Soil degradation poses financial risk to investors

Investors in agriculture need to incorporate the material financial risk of soil degradation into their decisions, according to a report published by the University of Cambridge Institute for Sustainability Leadership (CISL) with contributions from asset manager Robeco.

Farmers operating on degraded land could see their market value decline by 13% following extreme weather, CISL said. On the other hand, those farmers on healthy soils could see a valuation uplift of 6% mainly due to their ability to benefit from crop price rises, the institute continued.

Small, packaged food companies connected to degrading land could suffer a 45% drop in market valuation in the same scenario, CISL said.

In the fertiliser industry small producers would also be likely to be negatively impacted. However, some large fertiliser businesses could see their value increasing as a result of higher global prices for their products following a drought, CISL said.

Trading companies could see a 10% fall in market value should they have full exposure to the farmers working on degrading soil, CISL said. But trading companies with globally diversified operations may see a 4% increase as their risk is mitigated against local events.

"The findings underscore that land degradation is financially material, highlighting the urgency for investors to incorporate factors such as soil health into investment decisions," CISL said in a statement. "They also highlight the need to actively engage with companies in the agribusiness sector to mitigate nature-related risks."

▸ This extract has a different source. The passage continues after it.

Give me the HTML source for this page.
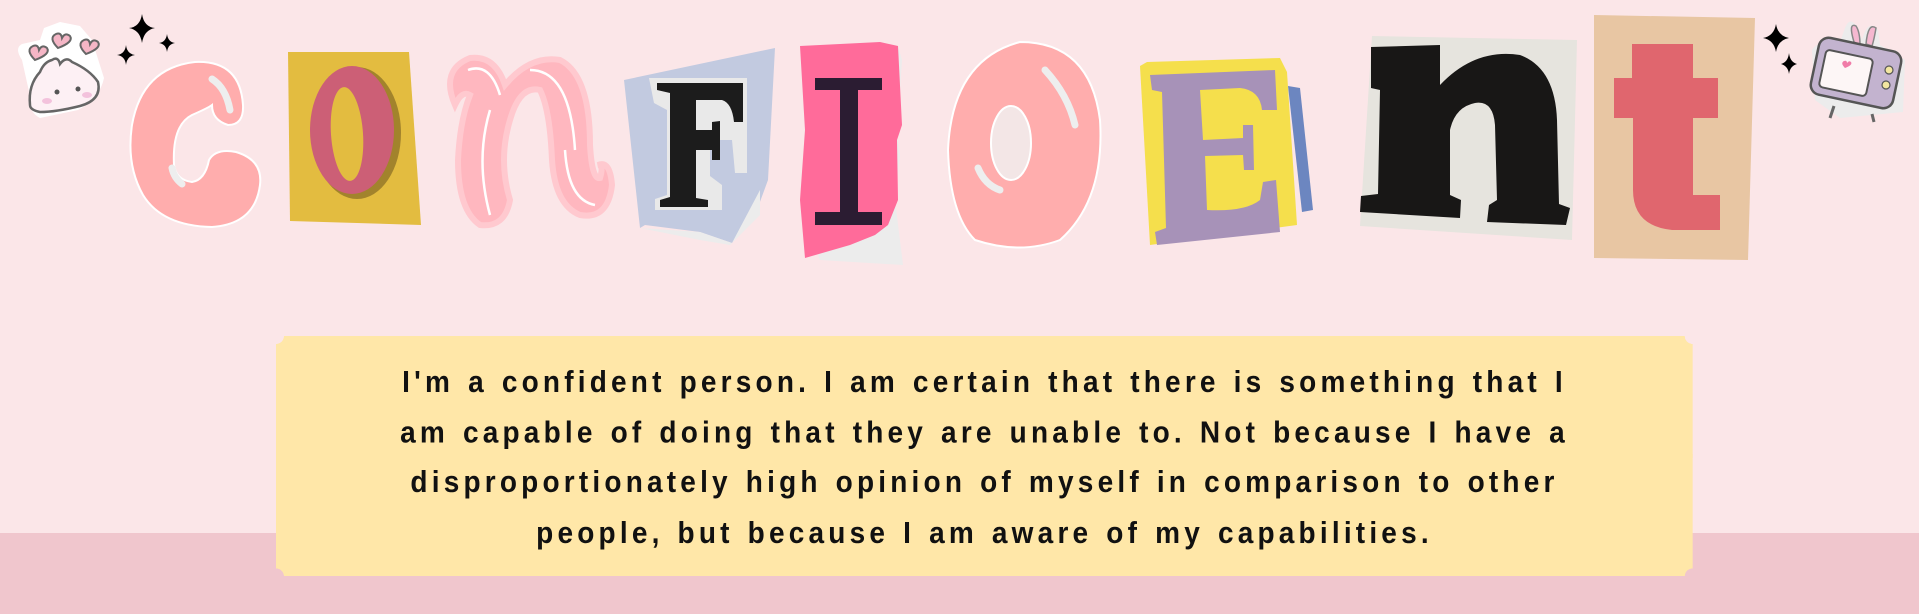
<!DOCTYPE html>
<html><head><meta charset="utf-8"><style>
html,body{margin:0;padding:0}
body{width:1919px;height:614px;background:#fbe6e8;position:relative;overflow:hidden;font-family:"Liberation Sans",sans-serif}
.band{position:absolute;left:0;top:533px;width:1919px;height:81px;background:#f0c6cd}
.box{position:absolute;left:276px;top:336px;width:1417px;height:240px;background:#ffe7a8;
-webkit-mask:radial-gradient(circle 8px at 0 0,transparent 98%,#000) top left/51% 51% no-repeat,radial-gradient(circle 8px at 100% 0,transparent 98%,#000) top right/51% 51% no-repeat,radial-gradient(circle 8px at 0 100%,transparent 98%,#000) bottom left/51% 51% no-repeat,radial-gradient(circle 8px at 100% 100%,transparent 98%,#000) bottom right/51% 51% no-repeat}
.txt{position:absolute;left:276px;top:366px;width:1417px;text-align:center;font-size:28px;line-height:45.5px;color:#111;letter-spacing:4.2px;word-spacing:2px;font-family:"Liberation Sans Narrow","Liberation Sans",sans-serif;font-weight:bold;transform:scaleY(1.1)}
svg{position:absolute;left:0;top:0}
</style></head><body>
<div class="band"></div>
<div class="box"></div>
<div class="txt">I'm a confident person. I am certain that there is something that I<br>am capable of doing that they are unable to. Not because I have a<br>disproportionately high opinion of myself in comparison to other<br>people, but because I am aware of my capabilities.</div>
<svg width="1919" height="300" viewBox="0 0 1919 300">
<g>
<path d="M22 60 Q14 48 22 44 L40 40 L44 28 L60 22 L80 26 L92 40 L104 78 Q100 98 78 110 L40 118 Q28 112 30 96 Z" fill="#fff"/>
<path d="M30 105 Q28 85 40 72 Q44 62 52 60 Q58 56 60 64 Q66 56 72 62 Q90 70 98 82 Q102 100 80 106 Q56 112 40 112 Q30 110 30 105Z" fill="#fdf0f4" stroke="#666" stroke-width="2.5"/>
<circle cx="57" cy="92" r="2.5" fill="#555"/><circle cx="78" cy="89" r="2.5" fill="#555"/>
<ellipse cx="47" cy="101" rx="5" ry="3" fill="#f3c2dc"/><ellipse cx="87" cy="95" rx="5" ry="3" fill="#f3c2dc"/>
<path d="M35 60 q-10 -10 -2 -14 q5 -2 6 4 q3 -6 8 -2 q4 6 -12 12z" fill="#f5b6c6" stroke="#666" stroke-width="2"/>
<path d="M58 48 q-10 -10 -2 -14 q5 -2 6 4 q3 -6 8 -2 q4 6 -12 12z" fill="#f5b6c6" stroke="#666" stroke-width="2"/>
<path d="M86 54 q-10 -10 -2 -14 q5 -2 6 4 q3 -6 8 -2 q4 6 -12 12z" fill="#f5b6c6" stroke="#666" stroke-width="2"/>
</g>
<g fill="#000">
<path d="M142 14 Q144 27 155 28 Q144 30 142 43 Q140 30 129 28 Q140 27 142 14Z"/>
<path d="M167 34 Q168 42 175 43 Q168 44 167 52 Q166 44 159 43 Q166 42 167 34Z"/>
<path d="M126 45 Q127 54 135 55 Q127 56 126 65 Q125 56 117 55 Q125 54 126 45Z"/>
<path d="M1776 24 Q1778 36 1789 38 Q1778 40 1776 52 Q1774 40 1763 38 Q1774 36 1776 24Z"/>
<path d="M1789 53 Q1790 62 1797 64 Q1790 66 1789 74 Q1788 66 1781 64 Q1788 62 1789 53Z"/>
</g>
<path d="M195 62 Q240 60 243 105 Q244 125 228 125 Q212 120 212 105 Q208 108 192 115 Q172 125 174 165 Q176 180 192 182 Q205 180 209 160 Q216 148 236 152 Q263 160 260 185 Q255 224 212 227 Q162 226 143 195 Q126 165 132 125 Q142 68 195 62Z" fill="#ffadad" stroke="#fff" stroke-width="2"/>
<path d="M212 79 Q226 88 230 110" stroke="#eee" stroke-width="7" fill="none" stroke-linecap="round"/>
<path d="M172 168 Q174 178 182 184" stroke="#eee" stroke-width="7" fill="none" stroke-linecap="round"/>
<polygon points="288,52 409,52 421,225 290,221" fill="#e3bc40"/>
<ellipse cx="357" cy="133" rx="44" ry="66" fill="#a2832c"/>
<ellipse cx="352" cy="130" rx="42" ry="64" fill="#cc5f76"/>
<ellipse cx="347" cy="134" rx="16" ry="47" fill="#e3bc40" transform="rotate(-4 347 134)"/>
<path d="M455 105 Q440 70 470 58 Q495 55 505 85 Q530 55 560 60 Q590 75 590 145 Q592 180 600 178 Q604 165 598 165 Q610 160 612 185 Q608 220 580 215 Q555 205 552 160 Q550 110 540 90 Q520 85 510 120 Q498 160 510 200 Q505 228 480 225 Q458 210 458 160 Q460 120 470 95 Q462 90 455 105Z" fill="#ffb7bf" stroke="#ffc9cf" stroke-width="6"/>
<path d="M468 70 Q490 62 500 95 M530 70 Q570 70 575 150 M490 110 Q475 160 490 215 M565 150 Q568 200 595 205" stroke="#fff" stroke-width="2.5" fill="none"/>
<polygon points="624,80 775,48 768,180 757,210 732,243 700,232 645,225 640,228" fill="#c2cae0"/>
<polygon points="640,228 700,232 732,243 760,190 760,215 730,245 700,240" fill="#ececec"/>
<path d="M649 78 H747 V173 H735 L732 140 H710 V176 L722 185 V210 H655 V199 L667 195 V110 L654 103Z" fill="#e9e9e9"/>
<path d="M657 83 H743 V122 H734 Q732 103 722 100 H696 V130 H712 V122 L720 121 V160 H712 V150 H696 V198 L708 200 V207 H660 V200 L670 197 V93 L657 90Z" fill="#1c1c1c"/>
<polygon points="800,46 880,42 898,46 902,60 897,135 900,155 895,200 903,265 820,260 800,200 805,130" fill="#ececec"/>
<polygon points="800,46 880,42 898,46 902,125 897,140 898,200 888,225 875,235 850,245 805,258 800,200 805,130" fill="#ff6b9a"/>
<path d="M815 78 H882 V90 H858 V212 H882 V225 H815 V212 H840 V90 H815Z" fill="#2b1c32"/>
<path d="M1020 42 Q1090 42 1100 120 Q1105 200 1060 240 Q1020 255 975 240 Q950 215 948 150 Q952 60 1020 42Z" fill="#ffadad" stroke="#fff" stroke-width="2"/>
<ellipse cx="1011" cy="143" rx="20" ry="37" fill="#f3e6e6" stroke="#fff" stroke-width="2"/>
<path d="M1045 70 Q1068 95 1075 125" stroke="#eee" stroke-width="7" fill="none" stroke-linecap="round"/>
<path d="M978 168 Q985 185 1000 190" stroke="#eee" stroke-width="7" fill="none" stroke-linecap="round"/>
<polygon points="1288,86 1300,88 1313,210 1302,212" fill="#6c86c0"/>
<polygon points="1147,62 1280,58 1287,72 1297,225 1150,245 1140,66" fill="#f5df4c"/>
<path d="M1150 75 L1275 70 L1277 110 L1262 110 Q1260 90 1240 88 L1200 90 L1203 140 L1243 138 L1243 125 L1253 125 L1254 170 L1244 170 L1243 155 L1205 156 L1207 210 Q1245 212 1260 200 L1263 182 L1276 180 L1280 232 L1157 245 L1155 232 L1166 228 L1162 92 L1152 90Z" fill="#a792b8"/>
<polygon points="1372,36 1577,40 1572,240 1360,226" fill="#e6e4de"/>
<path d="M1371 47 L1440 45 L1440 85 Q1475 48 1520 55 Q1555 68 1557 120 L1559 204 L1570 208 L1566 225 L1487 222 L1489 205 L1497 200 L1495 125 Q1493 100 1475 103 Q1455 107 1450 130 L1450 195 L1461 200 L1460 218 L1360 212 L1361 196 L1378 194 L1380 90 L1371 88Z" fill="#181716"/>
<polygon points="1594,15 1755,18 1748,260 1594,258" fill="#e8c6a3"/>
<path d="M1632 44 H1693 V78 H1718 V118 H1693 V195 H1720 V230 H1672 Q1633 226 1633 190 V118 H1614 V78 H1632Z" fill="#e0666e"/>
<g>
<path d="M1812 50 Q1818 40 1840 42 L1845 28 Q1850 15 1858 28 L1862 40 Q1868 18 1878 30 L1880 45 L1905 60 L1903 112 L1840 118 L1815 100Z" fill="#ececec"/>
<path d="M1854 42 Q1848 22 1856 26 Q1860 32 1860 45Z M1866 44 Q1868 22 1876 28 Q1874 40 1872 46Z" fill="#f5b8d0" stroke="#888" stroke-width="1.5"/>
<rect x="1814" y="44" width="84" height="58" rx="10" fill="#c3b3cf" stroke="#555" stroke-width="2.5" transform="rotate(12 1856 73)"/>
<rect x="1822" y="54" width="48" height="38" rx="4" fill="#fdf6f6" stroke="#555" stroke-width="2" transform="rotate(12 1846 73)"/>
<path d="M1845 68 q-5 -5 -1 -7 q3 -1 3 2 q2 -3 4 -1 q2 3 -6 6z" fill="#f07ca8"/>
<circle cx="1889" cy="70" r="4" fill="#f3e6a0" stroke="#555" stroke-width="1.2"/>
<circle cx="1886" cy="85" r="4" fill="#f3e6a0" stroke="#555" stroke-width="1.2"/>
<path d="M1834 106 L1830 118 M1872 114 L1874 122" stroke="#666" stroke-width="3"/>
</g>
</svg>
</body></html>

Risks of soil degradation could affect the entire agricultural value chain, with impacts including:

  • Fluctuating balance sheets;
  • A decline in global crop volumes;
  • Working capital implications;
  • Increased inflation levels impacting food producer profits;
  • And increasing consumer costs.

"Educating and incentivising farmers to invest in soil health is in the interest of all value chain actors," CISL said.

Alongside the release of the report CISL announced it is joining the Taskforce on Nature-Related Financial Disclosures (TNFD) as a member of its 'knowledge partner' group alongside the likes of non-profits CDP and the Sustainability Accounting Standards Board as well as the Global Reporting Initiative (GRI).

Carola van Lamoen, head of sustainable investing at Robeco, said: "We hope and trust the study supports further development of frameworks, such as those of the TNFD, to integrate biodiversity in financial decision-making.

"Integrating nature-related risks in our investment decisions is an important part of our biodiversity roadmap."

The study applied a stress test in which a severe drought triggered immediate yield loss in Brazil. The region plays a key part in global agricultural markets but has some regions of soil degradation due to deforestation and land exploitation.

CISL continued: "The risk posed by land degradation is encouraging value chain consolidation, and some companies are retreating from areas more vulnerable to soil degradation, risking the concentration of degrading land in the hands of smaller and less well-capitalised companies less able to invest in land restoration. This is troubling, as restoring degraded soils is critical for meeting food demand."

The report is part of broader research with the CISL's Investment Leaders Group and Banking Environment Initiative to determine a "common language" for financial institutions to identify and assess nature-related financial risks. In March last year, CISL developed a framework for nature-related financial risks.